4.4. Algorithm Robustness Evaluation
In our proposed method, the point sets used for template matching are derived from the object detection results of images. Due to the complexity of real-world scenarios, certain types of carriage images may exhibit poor consistency. Significant feature differences among these images can lead to false detections or missed detections during the object detection process, resulting in point sets with extra or missing points for template matching. Although object detection algorithms are minimally affected by nonlinear scale distortions in images (data augmentation techniques used during model training effectively mitigate the impact of scale distortions on object detection), the use of weighted radial basis functions to describe the nonlinear scale distortions in images introduces potential challenges. The iterative optimization process for solving the parameters can become trapped in local optima when there are extra or missing points in the point set or when there are extreme nonlinear scale distortions in the image, leading to incorrect point set registration results and ultimately affecting image recognition accuracy. To evaluate the accuracy and robustness of our proposed method under such conditions, we assessed the algorithm’s recognition accuracy in terms of resistance to distortion, missed detections, and false detections.
4.4.1. Evaluation of Resistance to Local Nonlinear Distortions
To evaluate our method’s ability to resist local nonlinear scale distortions, we generated test point sets with varying levels of local distortion from 0% to 50% in 5% increments for 76 template point sets. The distortion percentage is relative to the horizontal dimension of the image. For each category, 100 sets of test point sets were generated with randomly positioned distortions at each specified distortion level. To realistically simulate the localization error of object detection algorithms, each point in the target point set was randomly offset by up to 20 pixels in both horizontal and vertical directions. Local nonlinear scale distortions were simulated by applying specific scale offsets to random horizontal positions and using cubic polynomial interpolation for local interpolation. Since the point sets of the same carriage type under four movement modes have a unique spatial relationship, their recognition accuracies are essentially the same.
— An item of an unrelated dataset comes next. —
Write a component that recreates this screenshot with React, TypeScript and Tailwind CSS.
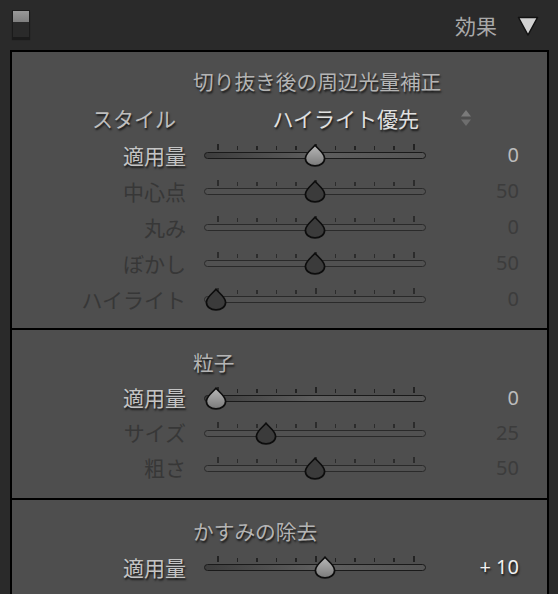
import React from "react";

const jp = { fontFamily: '"Noto Sans CJK JP", "Noto Sans", sans-serif' };
const num = { fontFamily: '"Noto Sans", "DejaVu Sans", sans-serif' };

const shadowDark = "[text-shadow:1px_2px_2px_rgba(0,0,0,0.7)]";

interface SliderRowProps {
  label: string;
  pos: number; // 0..1
  value: string;
  active?: boolean;
  changed?: boolean;
  h?: string;
}

const Thumb: React.FC<{ active: boolean }> = ({ active }) => (
  <svg width="22" height="23" viewBox="0 0 22 23">
    <defs>
      <linearGradient id="thumbA" x1="0" y1="0" x2="0" y2="1">
        <stop offset="0" stopColor="#b8b8b8" />
        <stop offset="1" stopColor="#7a7a7a" />
      </linearGradient>
    </defs>
    <path
      d="M11 1.2 C13.5 4.5 20.6 9.2 20.6 14.2 C20.6 18.8 16.4 21.8 11 21.8 C5.6 21.8 1.4 18.8 1.4 14.2 C1.4 9.2 8.5 4.5 11 1.2 Z"
      fill={active ? "url(#thumbA)" : "#3b3b3b"}
      stroke="#0d0d0d"
      strokeWidth="1.7"
    />
  </svg>
);

const Slider: React.FC<{ pos: number; active: boolean }> = ({ pos, active }) => {
  const ticks = Array.from({ length: 11 }, (_, i) => i);
  return (
    <div className="relative w-[222px] h-[36px] ml-[18px]">
      {ticks.map((i) => {
        const tall = i === 0 || i === 5 || i === 10;
        return (
          <div
            key={i}
            className={`absolute w-[1.5px] ${tall ? "top-[7px] h-[6px]" : "top-[9px] h-[4px]"} ${
              active ? "bg-[#232323]" : "bg-[#2c2c2c]"
            }`}
            style={{ left: 13 + i * 19.6 }}
          />
        );
      })}
      <div
        className={`absolute left-0 right-0 top-[15px] h-[7px] rounded-full border-[1.5px] ${
          active
            ? "border-[#1a1a1a] bg-gradient-to-r from-[#3d3d3d] via-[#5e5e5e] to-[#555555]"
            : "border-[#2a2a2a] bg-[#515151]"
        }`}
      />
      <div className="absolute top-[7px]" style={{ left: 1 + pos * 198 }}>
        <Thumb active={active} />
      </div>
    </div>
  );
};

const SliderRow: React.FC<SliderRowProps> = ({ label, pos, value, active = false, changed = false, h = "h-[36px]" }) => (
  <div className={`flex items-center ${h}`}>
    <div
      className={`w-[174px] text-right text-[21px] leading-none ${
        active ? `text-[#c4c4c4] ${shadowDark}` : "text-[#373737]"
      }`}
      style={jp}
    >
      {label}
    </div>
    <Slider pos={pos} active={active} />
    <div
      className={`w-[93px] text-right text-[20px] leading-none ${
        changed ? `text-[#f2f2f2] ${shadowDark}` : active ? "text-[#bcbcbc]" : "text-[#3c3c3c]"
      }`}
      style={num}
    >
      {value}
    </div>
  </div>
);

const SectionTitle: React.FC<{ children: React.ReactNode }> = ({ children }) => (
  <div className="h-[36px] flex items-center pl-[181px]">
    <span className={`text-[20.7px] leading-none text-[#b4b4b4] ${shadowDark}`} style={jp}>
      {children}
    </span>
  </div>
);

export default function App() {
  return (
    <div className="w-[558px] h-[594px] overflow-hidden bg-[#2a2a2a]">
      {/* Header */}
      <div className="h-[50px] flex items-start justify-between">
        <div className="ml-[12px] mt-[10px] w-[18px] h-[28px] border border-[#1b1b1b] bg-[#2a2a2a] flex flex-col shadow-[0_2px_1px_rgba(0,0,0,0.35)]">
          <div className="h-[11px] bg-gradient-to-b from-[#999999] to-[#7f7f7f]" />
        </div>
        <div className="flex items-center mt-[13px] mr-[19px]">
          <span className="text-[21px] leading-none text-[#a9a9a9]" style={jp}>
            効果
          </span>
          <svg width="22" height="22" viewBox="0 0 22 22" className="ml-[20px] mt-[2px]">
            <polygon points="1.5,2.5 20.5,2.5 11,20" fill="#d2d2d2" stroke="#111" strokeWidth="1.5" strokeLinejoin="round" />
          </svg>
        </div>
      </div>

      {/* Panel */}
      <div className="ml-[10px] mr-[9px] border-2 border-black bg-[#4e4e4e]">
        {/* Vignette */}
        <div className="pt-[11px] pb-[11px]">
          <SectionTitle>切り抜き後の周辺光量補正</SectionTitle>
          <div className="h-[38px] flex items-center">
            <div className={`w-[164px] text-right text-[21px] leading-none text-[#bebebe] ${shadowDark}`} style={jp}>
              スタイル
            </div>
            <div className={`w-[243px] text-right text-[21px] leading-none text-[#e0e0e0] ${shadowDark}`} style={jp}>
              ハイライト優先
            </div>
            <svg width="12" height="18" viewBox="0 0 12 18" className="ml-[41px]">
              <polygon points="6,1 11,7.5 1,7.5" fill="#7a7a7a" />
              <polygon points="1,10.5 11,10.5 6,17" fill="#6e6e6e" />
            </svg>
          </div>
          <SliderRow label="適用量" pos={0.5} value="0" active />
          <SliderRow label="中心点" pos={0.5} value="50" />
          <SliderRow label="丸み" pos={0.5} value="0" />
          <SliderRow label="ぼかし" pos={0.5} value="50" />
          <SliderRow label="ハイライト" pos={0} value="0" />
        </div>

        {/* Grain */}
        <div className="border-t-2 border-black pt-[14px] pb-[13px]">
          <SectionTitle>粒子</SectionTitle>
          <SliderRow label="適用量" pos={0} value="0" active h="h-[35px]" />
          <SliderRow label="サイズ" pos={0.25} value="25" h="h-[35px]" />
          <SliderRow label="粗さ" pos={0.5} value="50" h="h-[35px]" />
        </div>

        {/* Dehaze */}
        <div className="border-t-2 border-black pt-[13px] pb-[20px]">
          <SectionTitle>かすみの除去</SectionTitle>
          <SliderRow label="適用量" pos={0.55} value="+ 10" active changed />
        </div>
      </div>
    </div>
  );
}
Therefore, we calculated the average recognition accuracy by carriage type when reporting accuracy statistics.
Figure 6 shows the recognition accuracy of our method under different distortion scales. As expected, the matching accuracy generally decreases with increasing distortion levels. However, the recognition accuracy remains unaffected in the 0% to 10% distortion range. At a 15% distortion level, minor changes in recognition accuracy are observed for some categories. When the distortion level exceeds 25%, the recognition accuracy significantly decreases, but even at a 50% distortion level, the recognition accuracy for all categories remains above 69%. These results demonstrate the excellent robustness of our method in resisting local nonlinear scale distortions in line-scan images of train carriages.
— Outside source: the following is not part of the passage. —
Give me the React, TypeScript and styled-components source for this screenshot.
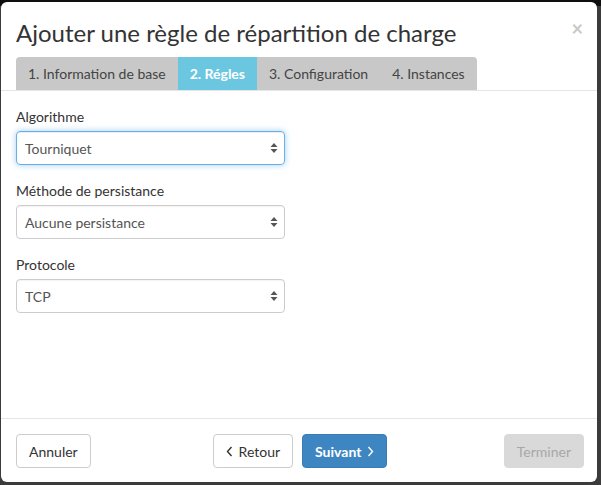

4.4.2. Evaluation of Resistance to False Detections
False detections in object detection algorithms mainly fall into two categories: incorrect category identification and extraneous detection results. Since our method does not rely on point categories, the first type of false detection does not affect it. Therefore, this section focuses on evaluating the performance of our method under different levels of extraneous detections. To simulate different false detection levels, we generated new test point sets by adding random points to the original test point sets, increasing the total number of points by 5% increments up to 35%.
Figure 7 shows the corresponding accuracy evaluation results using the same statistical method as previously described. The results indicate that although the recognition accuracy generally decreases with increasing false detection rates, recognition accuracy is unaffected when the false detection rate is below 10%. At a 15% false detection rate, some categories experience slight declines in recognition accuracy, but the overall accuracy remains high. When the false detection rate exceeds 20%, overall recognition accuracy starts to decline significantly, but the recognition accuracy for most categories remains relatively high. These experimental results demonstrate the robustness of our method in handling image category recognition problems in the presence of false detections.
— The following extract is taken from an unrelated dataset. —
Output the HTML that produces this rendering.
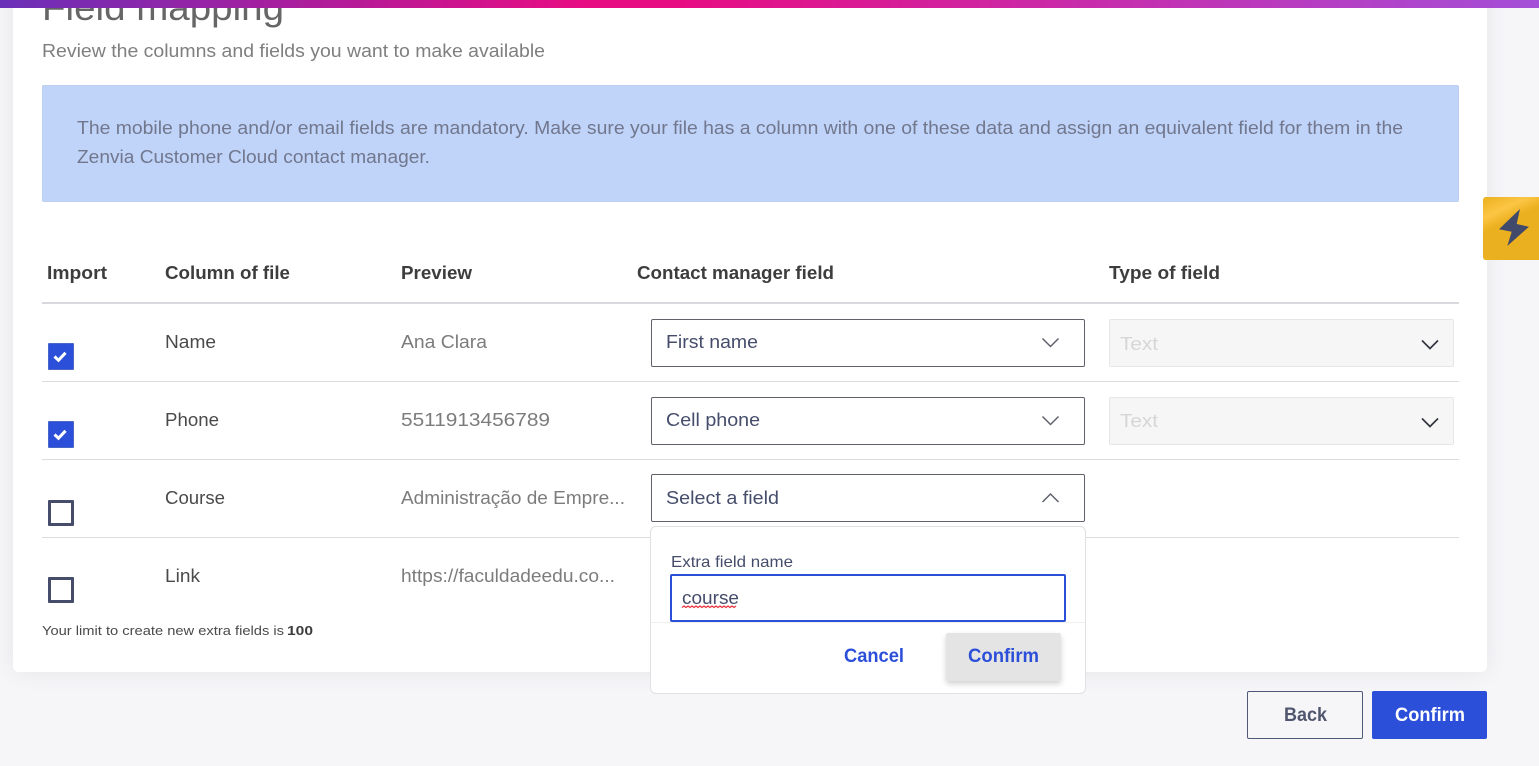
<!DOCTYPE html>
<html lang="en">
<head>
<meta charset="utf-8">
<title>Field mapping</title>
<style>
html,body{margin:0;padding:0;width:1539px;height:766px;overflow:hidden;background:#f6f6f9}
body{position:relative;font-family:"Liberation Sans",sans-serif}
div{position:absolute;box-sizing:border-box}
#card{left:13px;top:-20px;width:1474px;height:692px;background:#fff;border-radius:6px;box-shadow:0 0 24px rgba(0,0,0,.07)}
#bar{left:0;top:0;width:1539px;height:8px;background:linear-gradient(90deg,#6a30b8 0%,#e80c82 38%,#e80c82 44%,#a44fd8 100%);z-index:5}
#info{left:42px;top:85px;width:1417px;height:117px;background:#c0d3f9;border:1px solid #bccfef;border-radius:2px}
.ln{left:42px;width:1417px;height:1px;background:#dcdcdc}
.cb{left:48px;width:26px;height:27px;border-radius:1px}
.on{background:#2b4fd9;border:1px solid #4a66c8}
.off{background:#fff;border:3px solid #454d6b;height:26px}
.sel{left:651px;width:434px;height:48px;background:#fff;border:1px solid #5f626b;border-radius:2px}
.typ{left:1109px;width:345px;height:48px;background:#f6f6f6;border:1px solid #e6e6e6;border-radius:2px}
#pop{left:650px;top:526px;width:436px;height:168px;background:#fff;border:1px solid #e0e0e2;border-radius:6px}
#inp{left:670px;top:574px;width:396px;height:48px;background:#fff;border:2px solid #2b4fd9;border-radius:2px}
#div{left:651px;top:622px;width:434px;height:1px;background:#efefef}
#cg{left:946px;top:633px;width:115px;height:48px;background:#e4e4e4;border-radius:2px;box-shadow:0 3px 6px rgba(0,0,0,.18)}
#back{left:1247px;top:691px;width:116px;height:48px;border:1px solid #50587a;border-radius:2px}
#conf{left:1372px;top:691px;width:115px;height:48px;background:#2b4fd9;border-radius:2px}
#bolt{left:1483px;top:197px;width:56px;height:63px;border-radius:3px 0 0 3px;background:linear-gradient(155deg,#ebb01f 0%,#fcc544 24%,#ebb01f 40%,#ebb01f 100%)}
svg{position:absolute;left:0;top:0;z-index:3}
text{font-family:"Liberation Sans",sans-serif}
</style>
</head>
<body>
<div id="card"></div>
<div id="bar"></div>
<div id="info"></div>
<div class="ln" style="top:302px;height:2px;background:#d8d8de"></div>
<div class="ln" style="top:381px"></div>
<div class="ln" style="top:459px"></div>
<div class="ln" style="top:537px"></div>
<div class="cb on" style="top:343px"></div>
<div class="cb on" style="top:421px"></div>
<div class="cb off" style="top:500px"></div>
<div class="cb off" style="top:577px"></div>
<div class="sel" style="top:319px"></div>
<div class="sel" style="top:397px"></div>
<div class="sel" style="top:474px"></div>
<div class="typ" style="top:319px"></div>
<div class="typ" style="top:397px"></div>
<div id="pop"></div>
<div id="inp"></div>
<div id="div"></div>
<div id="cg"></div>
<div id="back"></div>
<div id="conf"></div>
<div id="bolt"></div>
<svg width="1539" height="766" viewBox="0 0 1539 766" xmlns="http://www.w3.org/2000/svg">
<text x="42" y="20" font-size="36" fill="#666" textLength="242" lengthAdjust="spacingAndGlyphs">Field mapping</text>
<text x="42" y="57" font-size="18" fill="#7f7f7f" textLength="503" lengthAdjust="spacingAndGlyphs">Review the columns and fields you want to make available</text>
<text x="77" y="134" font-size="18" fill="#71778d" textLength="1326" lengthAdjust="spacingAndGlyphs">The mobile phone and/or email fields are mandatory. Make sure your file has a column with one of these data and assign an equivalent field for them in the</text>
<text x="77" y="163" font-size="18" fill="#71778d" textLength="353" lengthAdjust="spacingAndGlyphs">Zenvia Customer Cloud contact manager.</text>

<g font-size="18" font-weight="bold" fill="#3d3d3d">
<text x="47" y="279" textLength="60" lengthAdjust="spacingAndGlyphs">Import</text>
<text x="165" y="279" textLength="125" lengthAdjust="spacingAndGlyphs">Column of file</text>
<text x="401" y="279" textLength="71" lengthAdjust="spacingAndGlyphs">Preview</text>
<text x="637" y="279" textLength="197" lengthAdjust="spacingAndGlyphs">Contact manager field</text>
<text x="1109" y="279" textLength="111" lengthAdjust="spacingAndGlyphs">Type of field</text>
</g>

<g font-size="18" fill="#4a4a4a">
<text x="165" y="348" textLength="51" lengthAdjust="spacingAndGlyphs">Name</text>
<text x="165" y="426" textLength="54" lengthAdjust="spacingAndGlyphs">Phone</text>
<text x="165" y="504" textLength="60" lengthAdjust="spacingAndGlyphs">Course</text>
<text x="165" y="582" textLength="35" lengthAdjust="spacingAndGlyphs">Link</text>
</g>
<g font-size="18" fill="#7c7c7c">
<text x="401" y="348" textLength="86" lengthAdjust="spacingAndGlyphs">Ana Clara</text>
<text x="401" y="426" textLength="149" lengthAdjust="spacingAndGlyphs">5511913456789</text>
<text x="401" y="504" textLength="224" lengthAdjust="spacingAndGlyphs">Administração de Empre...</text>
<text x="401" y="582" textLength="214" lengthAdjust="spacingAndGlyphs">https://faculdadeedu.co...</text>
</g>
<g font-size="18" fill="#454d6b">
<text x="666" y="348" textLength="92" lengthAdjust="spacingAndGlyphs">First name</text>
<text x="666" y="426" textLength="94" lengthAdjust="spacingAndGlyphs">Cell phone</text>
<text x="666" y="504" textLength="113" lengthAdjust="spacingAndGlyphs">Select a field</text>
</g>
<g font-size="18" fill="#d6d6d6">
<text x="1120" y="350" textLength="38" lengthAdjust="spacingAndGlyphs">Text</text>
<text x="1120" y="427" textLength="38" lengthAdjust="spacingAndGlyphs">Text</text>
</g>

<text x="42" y="635" font-size="13" fill="#4a4a4a" textLength="242" lengthAdjust="spacingAndGlyphs">Your limit to create new extra fields is</text>
<text x="287" y="635" font-size="13" font-weight="bold" fill="#3d3d3d" textLength="26" lengthAdjust="spacingAndGlyphs">100</text>

<text x="671" y="567" font-size="16" fill="#454d6b" textLength="122" lengthAdjust="spacingAndGlyphs">Extra field name</text>
<text x="682" y="604" font-size="18" fill="#454d6b" textLength="57" lengthAdjust="spacingAndGlyphs">course</text>
<path d="M682 607.500l2-1.500 2 1.500 2-1.500 2 1.500 2-1.500 2 1.500 2-1.500 2 1.500 2-1.500 2 1.500 2-1.500 2 1.500 2-1.500 2 1.500 2-1.500 2 1.500 2-1.500 2 1.500 2-1.500 2 1.500 2-1.500 2 1.500 2-1.500 2 1.500 2-1.500 2 1.500 2-1.500" fill="none" stroke="#e8303a" stroke-width="1.200"/>

<text x="844" y="662" font-size="19" font-weight="bold" fill="#2b4fd9" textLength="60" lengthAdjust="spacingAndGlyphs">Cancel</text>
<text x="968" y="662" font-size="19" font-weight="bold" fill="#2b4fd9" textLength="71" lengthAdjust="spacingAndGlyphs">Confirm</text>
<text x="1284" y="721" font-size="19" font-weight="bold" fill="#50566e" textLength="43" lengthAdjust="spacingAndGlyphs">Back</text>
<text x="1395" y="721" font-size="19" font-weight="bold" fill="#fff" textLength="70" lengthAdjust="spacingAndGlyphs">Confirm</text>

<g fill="none" stroke="#fff" stroke-width="3">
<path d="M54.500 356.500l4 3.800 7-7.500"/>
<path d="M54.500 434.500l4 3.800 7-7.500"/>
</g>
<g fill="none" stroke="#5f626b" stroke-width="1.500">
<path d="M1042.500 338.500l8 8 8-8"/>
<path d="M1042.500 416.500l8 8 8-8"/>
<path d="M1042.500 502l8-8 8 8"/>
</g>
<g fill="none" stroke="#33363f" stroke-width="1.700">
<path d="M1422 340.500l8 8 8-8"/>
<path d="M1422 418.500l8 8 8-8"/>
</g>
<path d="M1520 209L1516.700 224L1529 226.700L1507.300 246L1511.700 231.700L1499 229.300Z" fill="#414a6b"/>
</svg>
</body>
</html>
4.4.3. Evaluation of Resistance to Missed Detections
To further evaluate our method’s performance under different missed detection rates, we generated new test point sets by randomly removing points from the original test point sets, reducing the total number of points by 5% increments up to 35%.
Figure 8 shows the corresponding accuracy evaluation results. As the missed detection rate increases, image recognition accuracy shows a decreasing trend. Recognition results are unaffected when the missed detection rate is below 10%. At a 15% missed detection rate, recognition accuracy for some categories slightly decreases. Beyond a 20% missed detection rate, overall recognition accuracy significantly declines, but the accuracy for some categories remains above 90% even at a 35% missed detection rate. These experimental results confirm that our method retains strong image category recognition capabilities in the presence of missed detections.
5. Conclusions
This study introduces an image recognition method tailored specifically for carriage linear array images, which are characterized by extreme aspect ratios, ultra-high resolution, and local nonlinear scale distortions. These inherent properties significantly limit the recognition accuracy of many existing algorithms, particularly because they require substantial computational resources and memory to handle such complex image data. Traditional methods, such as feature-based approaches, often struggle with the sheer scale and variability of these images, resulting in inefficient training and poor performance.
To address these challenges, we reformulated the recognition problem into a template matching task focused on sparse point set alignment. A coordinate transformation using weighted radial basis functions was proposed to handle the local nonlinear scale distortions typically present in linear array images. Additionally, we designed a unique objective function to enhance the similarity between mixed Gaussian distributions of point sets, ensuring accurate parameter determination for the transformation equation, even in cases where point set correspondences are ambiguous or the point sets vary in size.
Extensive experimental data validate the effectiveness of our method: under local nonlinear scale distortions of up to 15%, the carriage image recognition accuracy reaches 100%. Even with a 10% increase or decrease in the number of detected targets, the recognition accuracy remains unaffected. Moreover, identifying the target category from 79 templates takes only 24 ms. This demonstrates the algorithm’s exceptional performance in terms of recognition accuracy, processing speed, and robustness. Our method allows for the direct identification of carriage models from line-scan images, eliminating the need for traditional AEI equipment.
However, we acknowledge that as the number of template categories increases, the image recognition processing time will also increase accordingly. This limitation will be addressed in future research as we explore ways to further improve the algorithm’s efficiency.